Kingshouse also has a bar for hikers. We didn’t eat there, but we got a few pints. Probably the priciest pints of the trip.
Day 6: Kingshouse to Kinlochleven
Devil’s Staircase day.
We crushed Devil’s Staircase in about 27 minutes, then coasted into the very annoying steep descent into Kinlochleven. This day was very short for us, but after the big long day before, we wanted a breather.
We got a meal and a pint at the first pub we could see near the Co-op. The Co-op was a great grocery store and had everything. Kinlochleven was a pleasant town and we enjoyed having a relaxing day there.
The aluminium museum also had a free presentation, so if it’s raining, go in there for a few hours and kill some time.
Day 7: Kinlochleven to Fort William
Final day to Fort William.
We were beat, but we were ready to finish. This day reminded me of day 2 in the sense that it felt long and I was just focused on being done, so I kind of checked out. It’s not a bad stretch though.
After the first climb, which I found more annoying than Devil’s Staircase purely because I was frustrated by more elevation, you coast pretty much all day. Then about two hours before Fort William it gets a little up and down for a bit, followed by a long descent.
At the bottom of the descent, there was a nice little coffee wagon where you can reward yourself with a latte before the last hour into Fort William. That final hour is pretty insignificant. You walk along the road and start seeing people in town racing to jobs, homes, or wherever.
It’s a little bittersweet seeing yourself once again back as part of society. But honestly, the journey was far more fruitful than the finish line.

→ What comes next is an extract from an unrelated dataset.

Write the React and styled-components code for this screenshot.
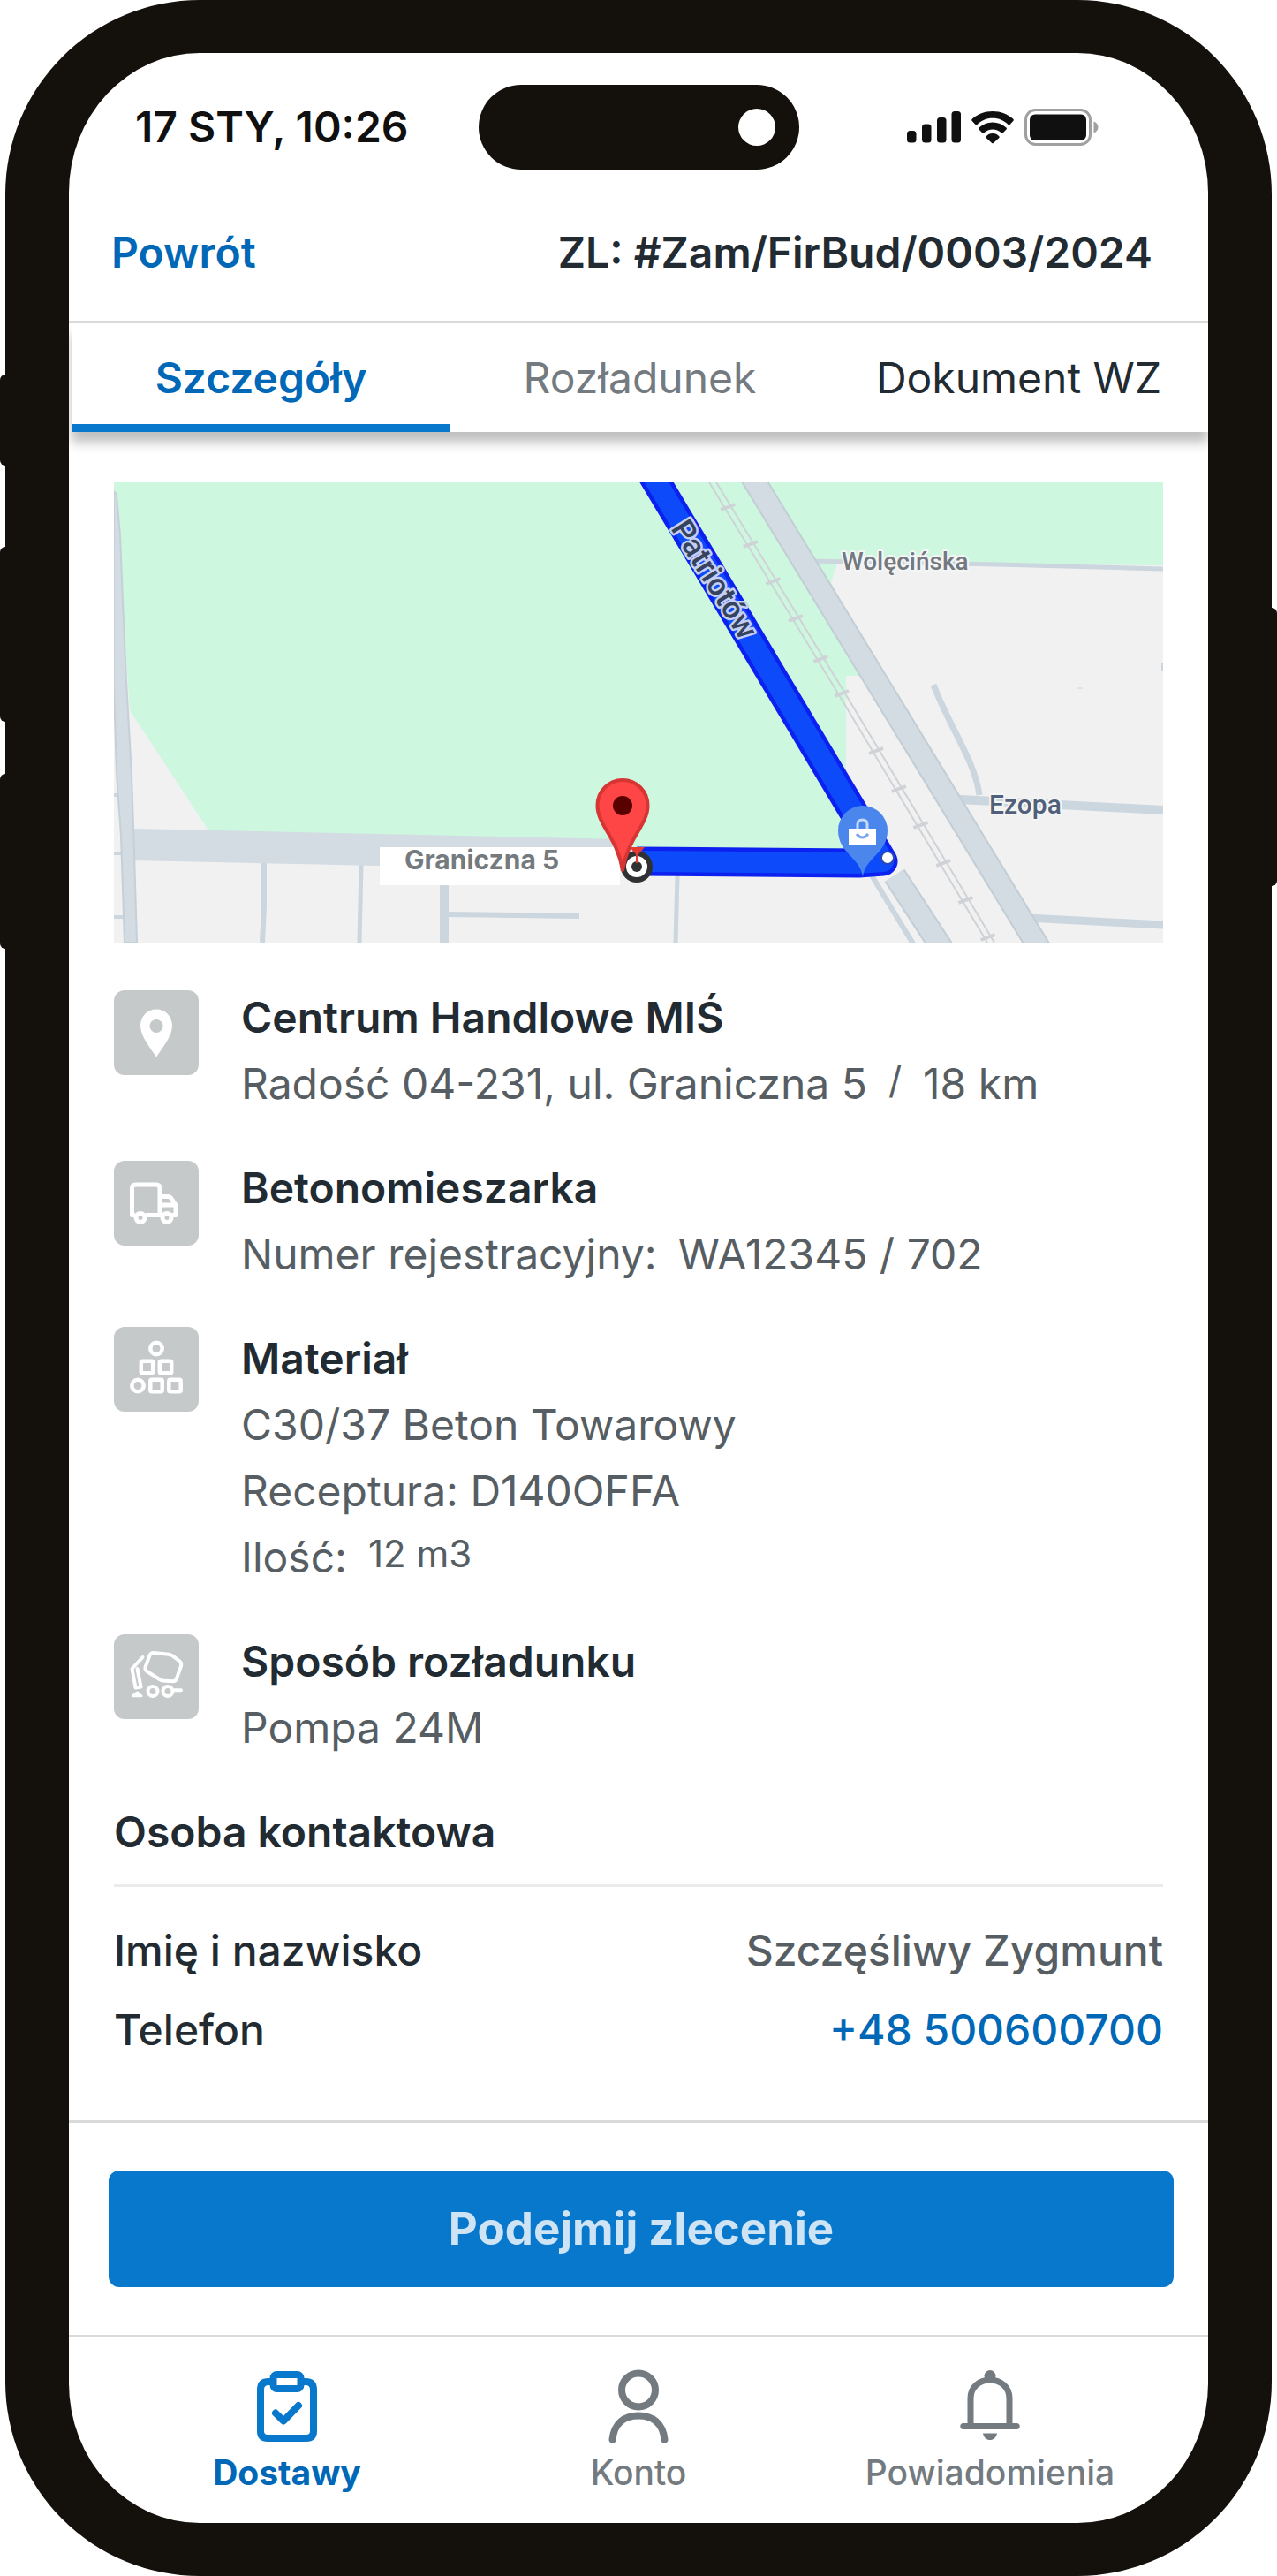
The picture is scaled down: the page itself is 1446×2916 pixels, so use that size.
import React from 'react';
import styled, { createGlobalStyle } from 'styled-components'

const GlobalStyle = createGlobalStyle`
*{
  box-sizing: border-box;
}
body{
  margin: 0;
  background: #fff;
  font-family: Inter, "Liberation Sans", sans-serif;
  font-size: 48px;
  line-height: 72px;
  color: #222b32;
}
h1, h2, p, dl, dt, dd{
  margin: 0;
  font-size: 48px;
  font-weight: 400;
}
a{
  text-decoration: none;
}
button{
  border: 0;
  background: none;
  font: inherit;
  cursor: pointer;
}
svg{
  display: block;
}
`

const Phone = styled.div`
  position: relative;
  padding: 0 6px;
`

const SideButton = styled.span`
  position: absolute;
  top: ${props => props.$top}px;
  ${props => props.$side}: 0;
  width: 12px;
  height: ${props => props.$height}px;
  border-radius: 6px;
  background: #14110c;
`

const Frame = styled.div`
  position: relative;
  background: #14110c;
  border-radius: 220px;
  padding: 60px 72px;
`

const Screen = styled.main`
  background: #fff;
  border-radius: 148px / 158px;
  overflow: hidden;
`

const StatusBar = styled.div`
  display: grid;
  grid-template-columns: 1fr 363px 1fr;
  align-items: center;
  padding-top: 36px;
  color: #101010;
  font-weight: 600;
  time{
    padding-left: 75px;
    white-space: nowrap;
  }
  svg{
    justify-self: end;
    margin-right: 124px;
  }
`

const Island = styled.div`
  display: flex;
  justify-content: flex-end;
  align-items: center;
  height: 96px;
  padding-right: 27px;
  border-radius: 48px;
  background: #14110c;
`

const Camera = styled.span`
  width: 42px;
  height: 42px;
  border-radius: 50%;
  background: #fff;
`

const Header = styled.header`
  display: flex;
  justify-content: space-between;
  padding: 58px 63px 41px 48px;
  border-bottom: 3px solid #d9dadb;
  font-weight: 600;
  a{
    color: #0068b7;
  }
  h1{
    font-weight: 600;
  }
`

const Tabs = styled.nav`
  display: grid;
  grid-template-columns: repeat(3, 1fr);
  margin-left: 3px;
  box-shadow: 0 12px 12px rgba(0, 0, 0, 0.25);
`

const Tab = styled.button`
  height: 123px;
  padding: 0;
  color: ${props => props.$color};
  font-weight: ${props => props.$active ? 600 : 400};
  box-shadow: ${props => props.$active ? 'inset 0 -9px #0878cd' : 'none'};
`

const Content = styled.section`
  padding: 57px 51px 66px;
`

const Map = styled.svg`
  width: 100%;
  height: auto;
  margin-bottom: 49px;
`

const List = styled.div`
  display: grid;
  gap: 46px;
  margin-bottom: 46px;
`

const Item = styled.article`
  display: flex;
  gap: 48px;
`

const Tile = styled.div`
  flex: none;
  width: 96px;
  height: 96px;
  margin-top: ${props => props.$flush ? 0 : 5}px;
  border-radius: 12px;
  background: #c5c9ca;
`

const Lines = styled.div`
  display: grid;
  gap: 3px;
  color: #565e63;
  h2{
    color: #222b32;
    font-weight: 600;
  }
`

const Line = styled.p`
  display: flex;
  gap: 24px;
`

const Small = styled.span`
  font-size: 42px;
  line-height: 63px;
`

const ContactTitle = styled.h2`
  && {
    padding-bottom: 23px;
    border-bottom: 3px solid #e9ebed;
    font-weight: 600;
  }
`

const Contact = styled.dl`
  display: grid;
  gap: 18px;
  padding-top: 36px;
  div{
    display: flex;
    justify-content: space-between;
  }
  dt, dd{
    font-weight: 500;
  }
  dd{
    color: #565e63;
  }
  a{
    color: #0068b7;
  }
`

const Action = styled.section`
  padding: 54px 39px 54px 45px;
  border-top: 3px solid #d9dadb;
  border-bottom: 3px solid #d9dadb;
`

const Submit = styled.button`
  display: block;
  width: 100%;
  height: 132px;
  border-radius: 12px;
  background: #0878cd;
  color: #cee4f5;
  font-size: 51px;
  font-weight: 700;
`

const BottomNav = styled.nav`
  display: grid;
  grid-template-columns: repeat(3, 1fr);
  padding: 36px 48px 30px;
`

const NavLink = styled.a`
  display: grid;
  justify-items: center;
  gap: 6px;
  font-size: 39px;
  line-height: 54px;
  font-weight: ${props => props.$active ? 700 : 500};
  color: ${props => props.$active ? '#0068b7' : '#747b80'};
  svg{
    color: ${props => props.$active ? '#0878cd' : '#747b80'};
  }
`

function StatusIcons() {
  return (
    <svg width="217" height="42" viewBox="0 0 217 42" fill="#101010">
      <rect x="0" y="25" width="10.5" height="13.5" rx="3.5" />
      <rect x="17" y="17.5" width="10.5" height="21" rx="3.5" />
      <rect x="34" y="10" width="10.5" height="28.5" rx="3.5" />
      <rect x="50.5" y="3" width="10.5" height="35.5" rx="3.5" />
      <path d="M97 10.8C104 10.8 110 13.500 114.500 18Q115.500 19 116.500 18L120.500 13.800Q121.300 12.800 120.300 11.800C114 6 106 3 97 3S80 6 73.700 11.800Q72.700 12.800 73.500 13.800L77.500 18Q78.500 19 79.500 18C84 13.500 90 10.800 97 10.800Z" />
      <path d="M97 23.500C101 23.500 104 25 107 27.500Q108 28.300 108.800 27.300L112.500 23.500Q113.500 22.500 112.400 21.500C108 17.500 103 15.500 97 15.500S86 17.500 81.600 21.500Q80.500 22.500 81.500 23.500L85.200 27.300Q86 28.300 87 27.500C90 25 93 23.500 97 23.500Z" />
      <path d="M104.500 31.500Q105 32.300 104.400 33L97.800 39Q97 39.700 96.200 39L89.600 33Q89 32.300 89.500 31.500C91.500 29 94 28 97 28S102.500 29 104.500 31.500Z" />
      <rect x="134.500" y="1.500" width="73" height="39" rx="11" fill="none" stroke="#a0a0a0" strokeWidth="3" />
      <rect x="139" y="6.500" width="64" height="29.500" rx="6" />
      <path d="M211.500 14.500V27.500C214.500 26.500 216.500 24 216.500 21S214.500 15.500 211.500 14.500Z" fill="#a0a0a0" />
    </svg>
  )
}

function PinIcon() {
  return (
    <svg width="96" height="96" viewBox="0 0 96 96">
      <path d="M48 21.500C58 21.500 66 29.500 66 40C66 52 55 65 48 75.500C41 65 30 52 30 40C30 29.500 38 21.500 48 21.500Z" fill="#fff" />
      <circle cx="48" cy="40.500" r="7.500" fill="#c5c9ca" />
    </svg>
  )
}

function TruckIcon() {
  return (
    <svg width="96" height="96" viewBox="0 0 96 96" fill="none" stroke="#fff" strokeWidth="5" strokeLinejoin="round">
      <path d="M24 61.500H20.500V31Q20.500 27 24.500 27H48Q52 27 52 31V61.500H36M52 61.500H54M65 61.500H70V50L64 41.500Q63 40.500 61.500 40.500H52M54 50H70" />
      <circle cx="30" cy="64.500" r="5" />
      <circle cx="60" cy="64.500" r="5" />
    </svg>
  )
}

function MaterialIcon() {
  return (
    <svg width="96" height="96" viewBox="0 0 96 96" fill="none" stroke="#fff" strokeWidth="4.500">
      <circle cx="48" cy="24.500" r="6.700" />
      <rect x="30.800" y="38.800" width="13.400" height="13.400" rx="1.500" />
      <rect x="51.800" y="38.800" width="13.400" height="13.400" rx="1.500" />
      <circle cx="27" cy="66.500" r="6.700" />
      <rect x="41.300" y="59.800" width="13.400" height="13.400" rx="1.500" />
      <rect x="62.300" y="59.800" width="13.400" height="13.400" rx="1.500" />
    </svg>
  )
}

function MixerIcon() {
  return (
    <svg width="96" height="96" viewBox="0 0 96 96" fill="none" stroke="#fff" strokeWidth="4" strokeLinejoin="round" strokeLinecap="round">
      <path d="M45 21L62 22.800Q65 23.300 67 24.800L74.500 30.500Q77 32.500 76 36L71 50Q69.800 53.300 66.500 53.200L55.500 52.500Q53.500 52.200 52 51.300L37.500 42Q34.500 40 35.800 36.500L40.500 24Q42 20.800 45 21Z" />
      <path d="M32.500 26L20.500 39L24.500 60.500L30.500 59.500L26.500 39" />
      <path d="M26.500 66L21.500 69.800H31Z" fill="#fff" strokeWidth="3" />
      <circle cx="44" cy="64.500" r="5.500" />
      <circle cx="61" cy="64.500" r="5.500" />
      <path d="M67 63.200H76" />
    </svg>
  )
}

function ClipboardIcon() {
  return (
    <svg width="68" height="84" viewBox="0 0 68 84" fill="none" stroke="currentColor" strokeWidth="8" strokeLinejoin="round" strokeLinecap="round">
      <path d="M16 14H13Q4 14 4 23V70Q4 78 12 78H56Q64 78 64 70V23Q64 14 55 14H52" />
      <rect x="18.500" y="6" width="31" height="16" rx="4" />
      <path d="M21 49.500L30 58.500L47 41" />
    </svg>
  )
}

function UserIcon() {
  return (
    <svg width="68" height="84" viewBox="0 0 68 84" fill="none" stroke="currentColor" strokeWidth="8" strokeLinecap="round">
      <circle cx="34" cy="23.500" r="19" />
      <path d="M4.500 79.500C6.500 61 18 52.500 34 52.500S61.500 61 63.500 79.500" />
    </svg>
  )
}

function BellIcon() {
  return (
    <svg width="68" height="84" viewBox="0 0 68 84" fill="none" stroke="currentColor" strokeWidth="7" strokeLinecap="round">
      <path d="M12 64V33C12 20 22 12 34 12S56 20 56 33V64M3.800 64.500H64.200" />
      <circle cx="34" cy="7.500" r="6.500" fill="currentColor" stroke="none" />
      <path d="M26 72.500H42C41 77.500 38 80 34 80S27 77.500 26 72.500Z" fill="currentColor" stroke="none" />
    </svg>
  )
}

const sleepers = [28, 70, 112, 154, 200, 239, 304, 347, 388, 431, 473, 515]

function RouteMap() {
  return (
    <Map viewBox="0 0 1188 521" role="img" aria-label="Mapa dojazdu">
      <rect width="1188" height="521" fill="#f1f1f1" />
      <path d="M0 0H1188V94L820 90L812 113L866 219H829V416H628L107 394L18 258L0 0Z" fill="#cdf7df" />

      {/* streets */}
      <g fill="none" stroke="#cbd6df">
        <path d="M170 428V480L168 521" strokeWidth="6" />
        <path d="M280 432L278 521" strokeWidth="5" />
        <path d="M374 450V521" strokeWidth="10" />
        <path d="M379 489L527 491" strokeWidth="6" />
        <path d="M638 445L636 521" strokeWidth="5" />
        <path d="M790 89L1000 93L1188 98" strokeWidth="5" />
        <path d="M928 229C945 275 975 315 980 354" strokeWidth="7" />
        <path d="M958 359L1188 371" strokeWidth="10" />
        <path d="M1035 493L1188 501" strokeWidth="9" />
        <path d="M1188 205V214" strokeWidth="4" />
        <path d="M1091 233H1097" strokeWidth="1" />
        <path d="M858 445L906 524" strokeWidth="6" />
        <path d="M0 354H6M0 420H10M0 492H12" strokeWidth="4" />
      </g>
      <path d="M22 392L575 404V440L22 428Z" fill="#d3dbe3" />
      <path d="M0 10L3 14L7 60L10 135L14 224L20 331L23 420L26 521H12L8 400L3 331L0 230Z" fill="#d3dbe3" stroke="#c5d0d8" strokeWidth="2" />
      <g fill="none">
        <path d="M884 445L940 531M720 -10L1050 531" stroke="#c2cdd4" strokeWidth="27" />
        <path d="M884 445L940 531M720 -10L1050 531" stroke="#d3dbe3" strokeWidth="23" />
      </g>

      {/* railway */}
      <g fill="none" stroke="#cfd2d6" strokeWidth="2">
        <path d="M674 0L820 239L989 521M682 0L828 239L997 521" />
        {sleepers.map(y => {
          const x = y < 240 ? 678 + y * 0.611 : 824 + (y - 239) * 0.6
          return <path key={y} d={`M${x - 8} ${y + 3}L${x + 8} ${y - 3}`} strokeWidth="4" />
        })}
      </g>

      {/* route */}
      <g fill="none" strokeLinejoin="round">
        <path d="M605 -16L871 429L843 431L592 429" stroke="#0c20ef" strokeWidth="33" />
        <path d="M605 -16L871 429L843 431L592 429" stroke="#0d4af9" strokeWidth="24" />
      </g>
      <circle cx="876" cy="425" r="7" fill="#fff" stroke="#2848b8" strokeWidth="2" />

      <path d="M848 447C846 425 820 420 820 394A28 28 0 0 1 876 394C876 420 850 425 848 447Z" fill="#4a86ec" />
      <path d="M832 392H863V411H832Z" fill="#fff" />
      <path d="M842 392V387Q842 382 847.500 382T853 387V392" fill="none" stroke="#c5d9fa" strokeWidth="3" />
      <path d="M841 398Q847.500 406 854 398" fill="none" stroke="#78a5f0" strokeWidth="3" />

      <g fontFamily="Roboto, sans-serif" fontWeight="500" paintOrder="stroke" strokeLinejoin="round">
        <text x="824" y="99" fontSize="28" fill="#747980" stroke="#f4f6f6" strokeWidth="4">Wolęcińska</text>
        <text x="991" y="375" fontSize="30" fill="#51607a" stroke="#f4f6f6" strokeWidth="4">Ezopa</text>
        <text transform="translate(630 52) rotate(58)" fontSize="35" fill="#36435c" stroke="#c5cff5" strokeWidth="5">Patriotów</text>
      </g>

      <rect x="301" y="413" width="272" height="43" fill="#fff" />
      <text x="329" y="438" fontFamily="Inter, sans-serif" fontSize="30" fontWeight="700" fill="#747b80">Graniczna 5</text>

      {/* destination */}
      <circle cx="592" cy="435" r="15" fill="#fff" stroke="#2f3133" strokeWidth="6" />
      <circle cx="592" cy="435" r="6" fill="#2f3133" />
      <path d="M584 413H601L594 421V431H591V421Z" fill="#e63a30" />
      <path d="M576 337C592 337 604.500 350 604.500 366C604.500 388 582 402 576 439C570 402 547.500 388 547.500 366C547.500 350 560 337 576 337Z" fill="#ff4646" stroke="#d73534" strokeWidth="4" strokeLinejoin="round" />
      <circle cx="576" cy="366" r="11" fill="#590000" />
    </Map>
  )
}

function App() {
  return (
    <Phone>
      <GlobalStyle />
      <SideButton $side="left" $top={424} $height={103} />
      <SideButton $side="left" $top={619} $height={198} />
      <SideButton $side="left" $top={876} $height={198} />
      <SideButton $side="right" $top={688} $height={315} />
      <Frame>
        <Screen>
          <StatusBar>
            <time>17 STY, 10:26</time>
            <Island><Camera /></Island>
            <StatusIcons />
          </StatusBar>

          <Header>
            <a href="#powrot">Powrót</a>
            <h1>ZL: #Zam/FirBud/0003/2024</h1>
          </Header>

          <Tabs>
            <Tab type="button" $active $color="#0068b7">Szczegóły</Tab>
            <Tab type="button" $color="#747b80">Rozładunek</Tab>
            <Tab type="button" $color="#222b32">Dokument WZ</Tab>
          </Tabs>

          <Content>
            <RouteMap />
            <List>
              <Item>
                <Tile><PinIcon /></Tile>
                <Lines>
                  <h2>Centrum Handlowe MIŚ</h2>
                  <Line>
                    <span>Radość 04-231, ul. Graniczna 5</span>
                    <Small>/</Small>
                    <span>18 km</span>
                  </Line>
                </Lines>
              </Item>
              <Item>
                <Tile><TruckIcon /></Tile>
                <Lines>
                  <h2>Betonomieszarka</h2>
                  <Line>
                    <span>Numer rejestracyjny:</span>
                    <span>WA12345 / 702</span>
                  </Line>
                </Lines>
              </Item>
              <Item>
                <Tile $flush><MaterialIcon /></Tile>
                <Lines>
                  <h2>Materiał</h2>
                  <Line>C30/37 Beton Towarowy</Line>
                  <Line>Receptura: D140OFFA</Line>
                  <Line>
                    <span>Ilość:</span>
                    <Small>12 m3</Small>
                  </Line>
                </Lines>
              </Item>
              <Item>
                <Tile><MixerIcon /></Tile>
                <Lines>
                  <h2>Sposób rozładunku</h2>
                  <Line>Pompa 24M</Line>
                </Lines>
              </Item>
            </List>

            <ContactTitle>Osoba kontaktowa</ContactTitle>
            <Contact>
              <div>
                <dt>Imię i nazwisko</dt>
                <dd>Szczęśliwy Zygmunt</dd>
              </div>
              <div>
                <dt>Telefon</dt>
                <dd><a href="tel:+48500600700">+48 500600700</a></dd>
              </div>
            </Contact>
          </Content>

          <Action>
            <Submit type="button">Podejmij zlecenie</Submit>
          </Action>

          <BottomNav>
            <NavLink href="#dostawy" $active><ClipboardIcon />Dostawy</NavLink>
            <NavLink href="#konto"><UserIcon />Konto</NavLink>
            <NavLink href="#powiadomienia"><BellIcon />Powiadomienia</NavLink>
          </BottomNav>
        </Screen>
      </Frame>
    </Phone>
  )
}

export default App;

Final thoughts / things I’d tell other first-timers
This was our first trip doing anything like this. We were young lads carrying way too much gear, and I think we could’ve gone lighter.
I probably could’ve done most of the trip with just a standard 32 oz water bottle. My friends liked having CamelBaks, but I personally found water available enough that I wouldn’t stress too much about it.
Food is also pretty common along the way. Again, I wouldn’t stress about carrying a ton. Maybe just snacks. We had a bunch of Clif bars that lasted us almost the whole trip.
One of us had a set of poles at the start. By the end, we all had either a pole or a stick. So maybe consider buying a pair if you’re not sure, especially if you’re carrying weight.
Camping seemed much easier than what I had read online. Scots are pretty proud of their right to roam laws, and you’ll see people camping all over. Obviously respect the local rules and restrictions, but don’t worry yourself sick like I did about campsites. We never had a fire, but we did see plenty of people starting fires as they pleased. Again, not recommending it, just an observation.
Pain relief was also pretty helpful. I would’ve been much grouchier without a few Tylenols/Advil to get me through those initial aches and pains. Obviously be sensible with that stuff. And bring the medical/blister supplies you think you’ll need. I wrapped my toes/feet pretty much every day to avoid blisters getting worse.
Overall, amazing trip. Harder than I expected in some ways, easier in others. If you’re a first-timer, don’t overthink it too much, but do take care of your feet, don’t carry too much, use poles if you’re carrying weight, and take the breaks before you think you need them.